A gathering of clerics in Anbar. (photo: موقع المجمع الفقهي العراقي على الفيسبوك)
When a couple plan to marry in the central Iraqi province of Anbar, it is not uncommon for the groom to ask a cleric to accompany him, when he goes to ask for the bride’s hand. In keeping with this tradition, one young local from Fallujah recently went to see his intended’s father, accompanied by a local religious man.
Even if they were acting with good intentions and in good conscience, they should know that society no longer wants to hear what they have to say.
Unfortunately for him, he picked the wrong religious man. Abdul Karim al-Jumaili, 56, refused the young man’s request. The cleric, al-Jumaili says, was not to be trusted and would never regain his status in society again. This alone was enough for al-Jumaili to tell the young man he could not marry his daughter.
Al-Jumaili’s opinion is one held by an increasing number of people in Anbar, many of whom say they no longer trust the religious and tribal elite who led anti-government demonstrations in 2013, before the security crisis sparked by the extremist group known as the Islamic State began.
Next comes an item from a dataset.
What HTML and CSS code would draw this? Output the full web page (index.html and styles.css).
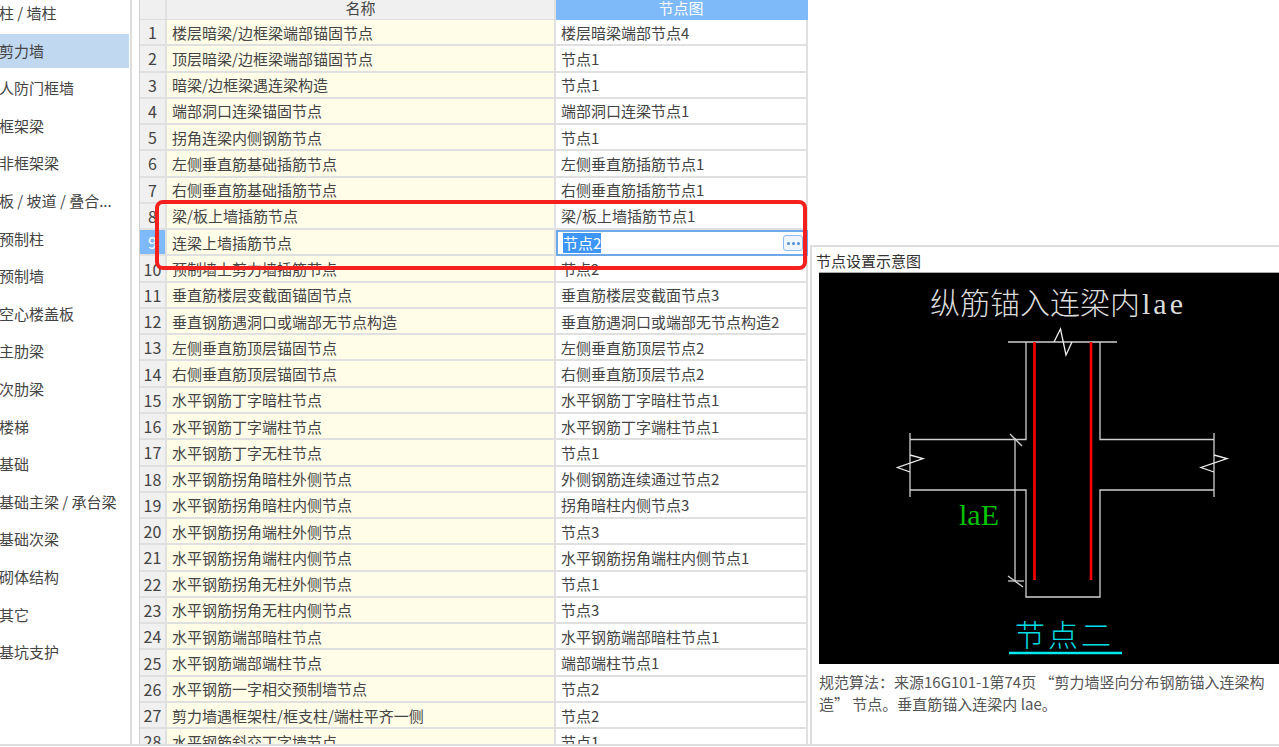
FILE: index.html
```html
<!DOCTYPE html>
<html lang="zh-CN">
<head>
  <meta charset="UTF-8">
  <title>节点设置</title>
  <link rel="stylesheet" href="styles.css">
</head>
<body>
  <div class="app">
    <!-- 左侧构件列表 -->
    <ul class="side">
      <li>柱 / 墙柱</li>
      <li class="on">剪力墙</li>
      <li>人防门框墙</li>
      <li>框架梁</li>
      <li>非框架梁</li>
      <li>板 / 坡道 / 叠合...</li>
      <li>预制柱</li>
      <li>预制墙</li>
      <li>空心楼盖板</li>
      <li>主肋梁</li>
      <li>次肋梁</li>
      <li>楼梯</li>
      <li>基础</li>
      <li>基础主梁 / 承台梁</li>
      <li>基础次梁</li>
      <li>砌体结构</li>
      <li>其它</li>
      <li>基坑支护</li>
    </ul>

    <!-- 节点表格 -->
    <div class="grid">
      <div class="row head"><div class="num"></div><div class="name">名称</div><div class="node">节点图</div></div>
      <div class="row"><div class="num">1</div><div class="name">楼层暗梁/边框梁端部锚固节点</div><div class="node">楼层暗梁端部节点4</div></div>
      <div class="row"><div class="num">2</div><div class="name">顶层暗梁/边框梁端部锚固节点</div><div class="node">节点1</div></div>
      <div class="row"><div class="num">3</div><div class="name">暗梁/边框梁遇连梁构造</div><div class="node">节点1</div></div>
      <div class="row"><div class="num">4</div><div class="name">端部洞口连梁锚固节点</div><div class="node">端部洞口连梁节点1</div></div>
      <div class="row"><div class="num">5</div><div class="name">拐角连梁内侧钢筋节点</div><div class="node">节点1</div></div>
      <div class="row"><div class="num">6</div><div class="name">左侧垂直筋基础插筋节点</div><div class="node">左侧垂直筋插筋节点1</div></div>
      <div class="row"><div class="num">7</div><div class="name">右侧垂直筋基础插筋节点</div><div class="node">右侧垂直筋插筋节点1</div></div>
      <div class="row"><div class="num">8</div><div class="name">梁/板上墙插筋节点</div><div class="node">梁/板上墙插筋节点1</div></div>
      <div class="row current">
        <div class="num">9</div>
        <div class="name">连梁上墙插筋节点</div>
        <div class="node edit"><span class="sel">节点2</span><span class="more"><i></i><i></i><i></i></span></div>
      </div>
      <div class="row"><div class="num">10</div><div class="name">预制墙上剪力墙插筋节点</div><div class="node">节点2</div></div>
      <div class="row"><div class="num">11</div><div class="name">垂直筋楼层变截面锚固节点</div><div class="node">垂直筋楼层变截面节点3</div></div>
      <div class="row"><div class="num">12</div><div class="name">垂直钢筋遇洞口或端部无节点构造</div><div class="node">垂直筋遇洞口或端部无节点构造2</div></div>
      <div class="row"><div class="num">13</div><div class="name">左侧垂直筋顶层锚固节点</div><div class="node">左侧垂直筋顶层节点2</div></div>
      <div class="row"><div class="num">14</div><div class="name">右侧垂直筋顶层锚固节点</div><div class="node">右侧垂直筋顶层节点2</div></div>
      <div class="row"><div class="num">15</div><div class="name">水平钢筋丁字暗柱节点</div><div class="node">水平钢筋丁字暗柱节点1</div></div>
      <div class="row"><div class="num">16</div><div class="name">水平钢筋丁字端柱节点</div><div class="node">水平钢筋丁字端柱节点1</div></div>
      <div class="row"><div class="num">17</div><div class="name">水平钢筋丁字无柱节点</div><div class="node">节点1</div></div>
      <div class="row"><div class="num">18</div><div class="name">水平钢筋拐角暗柱外侧节点</div><div class="node">外侧钢筋连续通过节点2</div></div>
      <div class="row"><div class="num">19</div><div class="name">水平钢筋拐角暗柱内侧节点</div><div class="node">拐角暗柱内侧节点3</div></div>
      <div class="row"><div class="num">20</div><div class="name">水平钢筋拐角端柱外侧节点</div><div class="node">节点3</div></div>
      <div class="row"><div class="num">21</div><div class="name">水平钢筋拐角端柱内侧节点</div><div class="node">水平钢筋拐角端柱内侧节点1</div></div>
      <div class="row"><div class="num">22</div><div class="name">水平钢筋拐角无柱外侧节点</div><div class="node">节点1</div></div>
      <div class="row"><div class="num">23</div><div class="name">水平钢筋拐角无柱内侧节点</div><div class="node">节点3</div></div>
      <div class="row"><div class="num">24</div><div class="name">水平钢筋端部暗柱节点</div><div class="node">水平钢筋端部暗柱节点1</div></div>
      <div class="row"><div class="num">25</div><div class="name">水平钢筋端部端柱节点</div><div class="node">端部端柱节点1</div></div>
      <div class="row"><div class="num">26</div><div class="name">水平钢筋一字相交预制墙节点</div><div class="node">节点2</div></div>
      <div class="row"><div class="num">27</div><div class="name">剪力墙遇框架柱/框支柱/端柱平齐一侧</div><div class="node">节点2</div></div>
      <div class="row"><div class="num">28</div><div class="name">水平钢筋斜交丁字墙节点</div><div class="node">节点1</div></div>

      <!-- 红框标注 -->
      <div class="mark"></div>
    </div>

    <!-- 右侧示意图 -->
    <div class="preview">
      <div class="preview-title">节点设置示意图</div>
      <svg class="drawing" viewBox="819 273 460 391" width="460" height="391">
        <rect x="819" y="273" width="460" height="391" fill="#000"/>
        <text class="t-title" x="930" y="314">纵筋锚入连梁内<tspan class="latin" dx="2">lae</tspan></text>

        <g fill="none" stroke="#d0d0d0" stroke-width="1.3">
          <path d="M1008 342H1117"/>
          <path d="M910 439.5H1026V342"/>
          <path d="M1100 342V439.5H1214"/>
          <path d="M910 490H1026V597H1100V490H1214"/>
          <path d="M910 433V497"/>
          <path d="M1214 433V497"/>
          <path d="M1015 438V581"/>
          <path d="M1008 581H1024"/>
          <path d="M1010 434L1022 446"/>
          <path d="M1008 576L1023 587"/>
          <path stroke="#eee" d="M1054 342L1060.5 329L1066 355L1072 342"/>
          <path stroke="#eee" d="M910 455L923 458.5L897.5 467.5L910 472"/>
          <path stroke="#eee" d="M1214 455L1227 458.5L1201 467.5L1214 472"/>
        </g>

        <path d="M1034.5 342V580M1091 342V580" stroke="#f00" stroke-width="2.6" fill="none"/>

        <text class="t-lae" x="959" y="525">laE</text>
        <text class="t-node" x="1015" y="646">节点二</text>
        <path d="M1009 653H1122" stroke="#00e8f0" stroke-width="2.6"/>
      </svg>
      <p class="caption">规范算法：来源16G101-1第74页 “剪力墙竖向分布钢筋锚入连梁构造” 节点。垂直筋锚入连梁内 lae。</p>
    </div>
  </div>
</body>
</html>
```

FILE: styles.css
```css
* {
  box-sizing: border-box;
}

body {
  margin: 0;
  background-color: #fff;
  color: #444;
  font-family: "Noto Sans CJK SC", "Liberation Sans", sans-serif;
  font-size: 15px;
  overflow: hidden;
}

.app {
  display: flex;
  height: 746px;
  border-bottom: 2px solid #ddd;
  overflow: hidden;
}

/* 左侧列表 */
.side {
  width: 132px;
  flex: none;
  margin: -4px 0 0;
  padding: 0 1px 0 0;
  list-style: none;
  border-right: 2px solid #ddd;
}

.side li {
  height: 34px;
  margin-bottom: 3.6px;
  line-height: 34px;
  margin-left: -1px;
  padding-left: 0;
  white-space: nowrap;
}

.side li.on {
  background-color: #c0d8f0;
}

/* 表格 */
.grid {
  position: relative;
  width: 669px;
  flex: none;
  margin-left: 7px;
  border-left: 1px solid #d0d0d0;
}

.row {
  display: grid;
  grid-template-columns: 27px 389px 252px;
  height: 26.27px;
}

.row > div {
  display: flex;
  align-items: center;
  border-bottom: 2px solid #e0e0e0;
  border-right: 2px solid #e0e0e0;
  white-space: nowrap;
  overflow: hidden;
}

.row .num {
  justify-content: center;
  background-color: #f0f0f0;
  font-size: 16px;
}

.row .name {
  padding-left: 5px;
  background-color: #fffce8;
}

.row .node {
  padding-left: 5px;
}

.row.head {
  height: 20px;
}

.row.head > div {
  justify-content: center;
  padding: 0 0 4px;
  line-height: 15px;
  overflow: visible;
  background-color: #f0f0f0;
  border-bottom-width: 1px;
  border-bottom-color: #ddd;
}

.row.head .node {
  background-color: #7eb9f9;
  color: #fff;
  border-color: #7eb9f9;
}

.row.current .num {
  background-color: #7eb9f9;
  color: #fff;
}

.row.current .edit {
  border: 2px solid #6fa8e8;
  padding: 0 3px 0 5px;
}

.sel {
  background-color: #3d96f5;
  color: #fff;
  line-height: 20px;
}

.more {
  display: flex;
  align-items: center;
  justify-content: center;
  gap: 2px;
  width: 20px;
  height: 16px;
  margin-left: auto;
  border: 1px solid #8fbcec;
  border-radius: 3px;
  background-color: #eef5fd;
}

.more i {
  width: 3px;
  height: 3px;
  border-radius: 50%;
  background-color: #4f8fd8;
}

.mark {
  position: absolute;
  left: 15px;
  top: 200px;
  width: 652px;
  height: 70px;
  border: 4px solid #f5201e;
  border-radius: 8px;
  pointer-events: none;
}

/* 右侧示意图 */
.preview {
  flex: 1;
  min-width: 0;
  margin: 245px 0 0 2px;
  padding-left: 4px;
  border-top: 2px solid #ddd;
  border-left: 2px solid #ddd;
}

.preview-title {
  height: 25px;
  padding-left: 0;
  line-height: 28px;
  color: #333;
}

.drawing {
  display: block;
  margin-left: 3px;
  border-top: 1px solid #aaa;
  box-sizing: content-box;
}

.t-title {
  fill: #dcdcdc;
  font-size: 30px;
  font-weight: 300;
}

.latin {
  font-family: "Liberation Serif", serif;
  letter-spacing: 3px;
}

.t-lae {
  fill: #00c400;
  font-family: "Liberation Serif", serif;
  font-size: 30px;
}

.t-node {
  fill: #00dce4;
  font-size: 30px;
  font-weight: 300;
  letter-spacing: 3px;
}

.caption {
  margin: 7px 10px 0 3px;
  line-height: 22px;
  color: #555;
}
```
“Even if they were acting with good intentions and in good conscience, they should know that society no longer wants to hear what they have to say,” al-Jumaili explains. “They should stay at home and forget about leading us. They are not qualified for that job.”
Anbar is a relatively conservative, Sunni-majority province and usually tribal and religious leaders there have a lot of influence; often they can even tell locals who they should be voting for. But now, Anbar locals say they won’t be as easily influenced by these individuals any more, and in particular by the individuals who led anti-government protests back in 2013. Those demonstrations had an adverse impact on local society and those who instigated them are being blamed for that.
At a mosque in Anbar.
“The people think the leaders of the protests prepared the situation for the arrival of the Islamic State,” one local explains the thinking behind this. “They believe those leaders did this because they got money from the IS group, or because they worked with them after they took over Anbar’s cities. The people think they were tricked. They were told it was a Sunni revolution. But then they discovered it was all for the IS group instead. At least, that’s what some people suspect,” she adds. “Now they hate them. They lost so much.”
The 2013 protests led to the deterioration in the way in which some tribal and religious leaders are seen by locals, confirms Mohammed al-Dulaimi, a professor of political science at the University of Baghdad. They have been described as instigators. “And to replace them, other new entities are becoming more popular. Those are making use of the public’s antipathy to become the new leaders in the province.”
Various surveys appear to show that a large number of the local population have lost confidence in tribal and religious leaders in Anbar, al-Dulaimi says. “Even though they all still believe that religious and tribal leadership is important and necessary for society,” he adds.
One passer-by near a mosque on Friday, who was not heading in to pray, as is customary, scoffed when asked why he was not going in: “What? Should I go and pray behind this guy?” he said. The insinuation was that the cleric leading the service was one of those who instigated protests and sided with the extremists. Other locals NIQASH spoke to near the mosque said they were not convinced about the cleric. “But we are going to go and do our duty to God anyway,” they said.
“The clerics and tribal leaders who helped organize the demonstrations no longer have any influence on the majority of the people here,” insists Bilal Hillal, a 45-year-old resident of Fallujah. “They are still trying to hold events and activities in Fallujah though. That is how they are trying to regain the trust of the people.”
Not everyone was so down on them though. Another Fallujah resident, Ahmad Darwish, 51, says the demonstration leaders were “motivated people” but that they had been used to serve political agendas, and that this had resulted in a loss of status for them.
“Their good intentions are not enough to absolve them of their mistakes though,” Darwish continued. “These resulted in so much damage to the province, which have seen them lose their status here.”